(NOTE: The following article is a reprint from the U.S. website of BDO, an international network of public accounting, tax, consulting and business advisory firms.)
The IRS has issued frequently asked questions (FAQs) on the payroll tax deferral opportunity provided by the Coronavirus, Aid, Relief, and Economic Security (CARES) Act (Public Law 116-136). Under that provision, employers of all sizes (including tax exempt/non-profit employers) can defer the deposit and payment of the employer’s share of Social Security taxes. Self-employed individuals can also defer payment of some self-employment taxes.
To help employers conserve cash while retaining their workforce, Section 2302 of the CARES Act allows all employers to defer depositing the employer’s share of Social Security taxes for payments due from March 27 (CARES Act enactment date) through December 31, 2020. Generally, employers are required to deposit timely 6.2% of employee wages up to $137,700 (which is the 2020 Social Security wage base), along with 1.45% of Medicare (or “hospital insurance”) taxes (with no wage base cap).
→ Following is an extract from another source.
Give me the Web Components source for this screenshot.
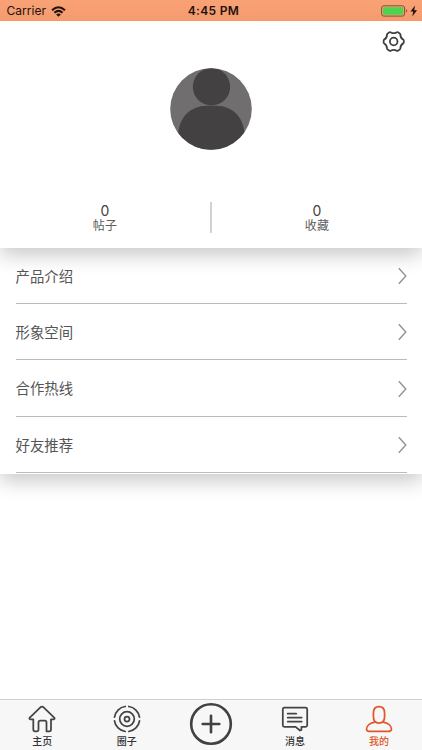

But Section 2302 of the CARES act allows employers to defer depositing the 6.2% of wages, interest-free and penalty-free. Payment of half of the amount deferred is due on December 31, 2021, and the remainder is due on December 31, 2022.
- Employers’ 1.45% Medicare tax cannot be deferred under the CARES Act and must be deposited unless it is being used to offset payroll tax credits allowed under the CARES Act or the Family First Coronavirus Response Act.
- There is no application form or approval procedure to use the payroll tax deposit deferral. Rather, employers simply do not remit the amount that would otherwise be due. IRS will update the Form 941 for the second quarter of 2020 to track the deferred deposits.
- While not addressed by the IRS in the recent FAQs, it appears that an employer who paid their social security tax liabilities due on or after March 27 could take advantage of the full deferral amount allowed by recovering the previously paid, but not required, amounts from other 2020 federal tax deposits. Employers using third party payroll-providers should discuss system capabilities and procedures for taking advantage of the allowed deferral and the possibility of recovering any previously paid amounts that were eligible for deferral.
Coordination With PPP Loan Forgiveness
There was some confusion over whether employers who obtain a Paycheck Protection Program (PPP) Small Business Administration (SBA) loan could use the payroll tax deferral, since Section 2302 of the CARES Act states that employers who obtain forgiveness of a PPP loan may not defer deposit of payroll taxes. The FAQs clarify that employers who obtain PPP loans may defer deposit of payroll taxes until such time that the employer receives a decision from its lender that all or any portion of their PPP loan is forgiven.
Once loan forgiveness has occurred, the employer must resume timely payroll tax deposits. The FAQs confirm that the amount that was deferred through the date that the loan was forgiven will continue to be deferred. Accordingly, half of the deferred amount will be due on December 31, 2021, and the other half will be due on December 31, 2022.
To maximize the payroll tax deferral opportunity, employers with PPP loans may wish to consider delaying their request for PPP loan forgiveness until December 31, 2020. PPP loans are for two years, at 1% interest and do not require any payments during the first six months. Employers can request PPP loan forgiveness for qualified payroll costs and certain other expenses incurred during an eight-week period beginning on the date they receive the loan proceeds (lenders must disburse proceeds within 10 days after the loan is approved). Lenders generally have up to 60 days to consider the loan forgiveness. There does not appear to be any time limit for when an employer could submit its request for loan forgiveness, and many will wait until after June 30, 2020, to take advantage of provisions that maximize loan forgiveness.
For example, if an employer submits a request for loan forgiveness on July 15, 2020, the lender could forgive the loan anytime through September 15, 2020. Assume the loan is forgiven on August 15, the employer could no longer defer payroll taxes from August 15 through December 31, 2020. But if the employer does not request loan forgiveness until December 15 (and assuming the lender does not forgive the loan until early 2021), the employer could continue deferring payroll taxes through December 31, 2020.